Saturday, June 24, 2006

"World War on the Cards" (Peter Mair)

We should take our lead from Europe and move against excessive bank interchange fees on credit cards.

By Peter Mair with an Austrialian prospective

For the first time in a decade, the regulation of Australia's card payment system is being openly discussed by a parliamentary committee and further independent review is a possibility. As is usual in these matters, Australia is not alone. Among other reviews under way, the European Commission is looking for best-practice consistency between the different payment systems that will form the single euro payments area.

The scene is being set for reforms to card-payment systems that will eventually touch everyone, from the biggest businesses to the smallest households. One focus is the disruptive effects of excessive interchange fees taken by banks for credit-card transactions.

The European Commission, now seeking submissions to a formal inquiry, has posed questions in the interim with a rhetorical flourish that will be sobering to card-issuing banks and card scheme operators. The Commission's assessment is consistent with that of Britain's Office of Fair Trading, among others inclined this way internationally: in essence, card-scheme cartels are taking excessive profits.

This imposes unjustifiably high fees on retailers, unfairly increasing retail prices paid by consumers. On that foundation, the Commission is considering "cost-based pricing" to correct current distortions to efficiency in retail payment systems.

Looking ahead, the Commission foresees significant structural change in the card-payments industry, not the least of which is compatible infrastructure and technical standards to facilitate innovation and integration of domestic payment systems, about to be closely linked. Some "best practice" pacemakers in Europe see electronic-money cards as an efficient medium for small payments made face-to-face, and they will want an environment conducive to their acceptance.

In Australia, a tentative consensus about some contentious issues emerged in recent open discussion with the parliamentary economics committee. This was a timely contribution from Australia to the unfolding global debate: submissions from major industry players and transcripts of the hearings are available.

Take the proposition of reduced merchant service fees for retailers flowing through to consumers as lower retail prices, for example. The consensus achieved is likely to confront those credit-card operators who contend that consumers in Australia are "no better off" after interchange fees were reduced.

Similarly persuasive was a theme that the 45 per cent of adults without a credit card are disadvantaged when retailer's prices are loaded with costs for others paying with credit cards.
Not surprisingly the hearings revealed a pervasive sense of confusion about the costs and prices applying to retail payment transactions, especially card payments. Prices, whether explicit or hidden to varying degrees, are considered confusing to consumers, not least the purchase reward schemes and compulsory free-credit that are often of no practical benefit to cardholders.

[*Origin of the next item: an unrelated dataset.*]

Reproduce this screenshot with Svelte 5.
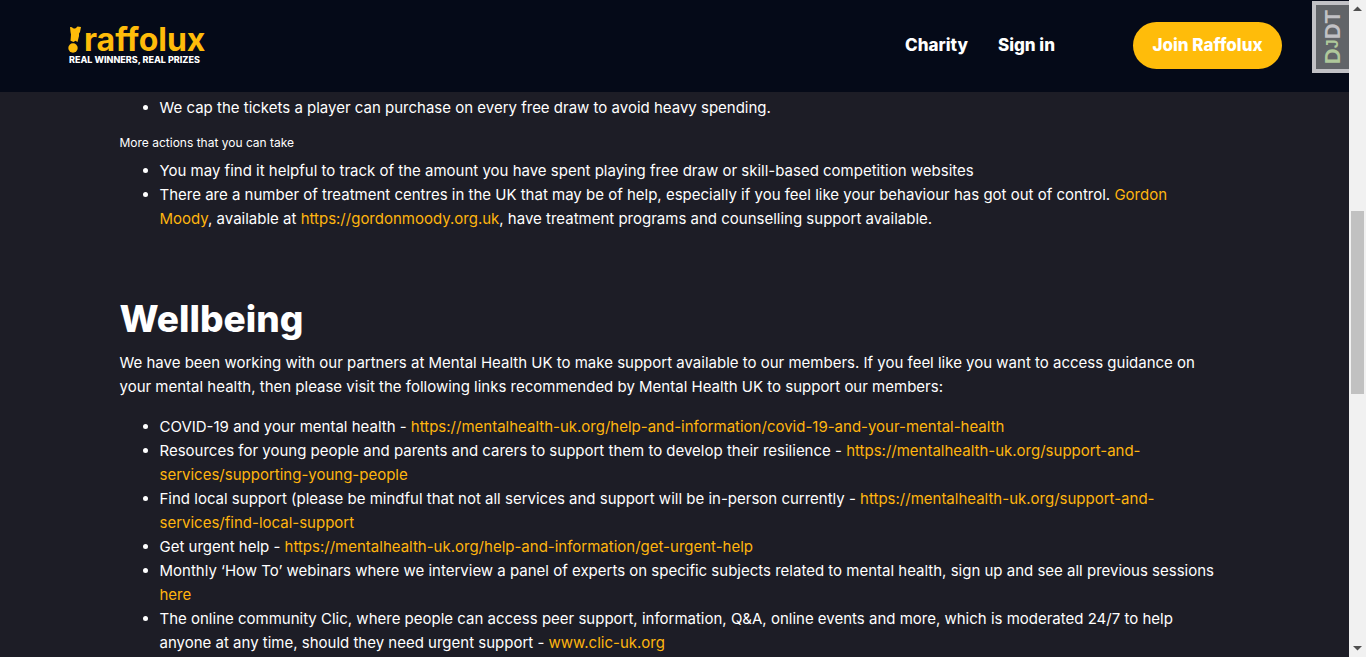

Across retail payments systems generally, cost-price relationships are randomly distorted by cross-subsidisation arrangements, funded partly by bartering interest-free deposit balances for free transactions and otherwise by "all you can eat" schemes - allowing customers unlimited transactions free of additional charge, after paying fixed annual or monthly fees.

Against this background, a nominally plausible consensus for setting "cost-based" interchange fees wilted under ever more technical and fanciful arguments about which costs, including notional costs, might be deemed eligible for inclusion. There were also glimpses of relief. One was Britain's proposal to regulate against any allowance for interest-free credit, considered discretionary and thus "extraneous".

Similarly, the continuing discretionary exposure of credit card transactions to "signature fraud" disparages claims to include fraud costs. Ultimately if there were to be little in the way of eligible costs remaining to be recovered as "interchange fees", the sensible judgement may favour simply setting interchange fees to zero, at least for mature network payment schemes.

More generally some "red herrings" that typically colour credit-card policy discussions were more or less laid to rest. One contention, that retailers themselves should surcharge or discourage credit transactions, is now conceded to be an unlikely expectation. Similarly, lingering issues of regulatory equity schemes, such as American Express and Diners Club, operating without interchange fees may be better addressed by taxing as personal income flyer-point rewards left in the hands of employees that accrue from spending on business accounts.

The next steps for Australia to foster efficiency and competition in its retail payments systems will depend on conclusions the parliamentary committee may draw from its inquiries and related recommendations it may put to parliament in due course.

Hopefully, there will also be some cross-fertilisation of regulatory thinking across different countries, coming to grips with issues and sharing considerable common ground. There is also the sensible prospect of global linkages with Australia that are conducive to seamlessly efficient and unquestionably safe cross-border payments. In time those links will embrace Eftpos systems and the debit cards, with lines of credit and remote-payment capabilities, which will displace conventional credit cards.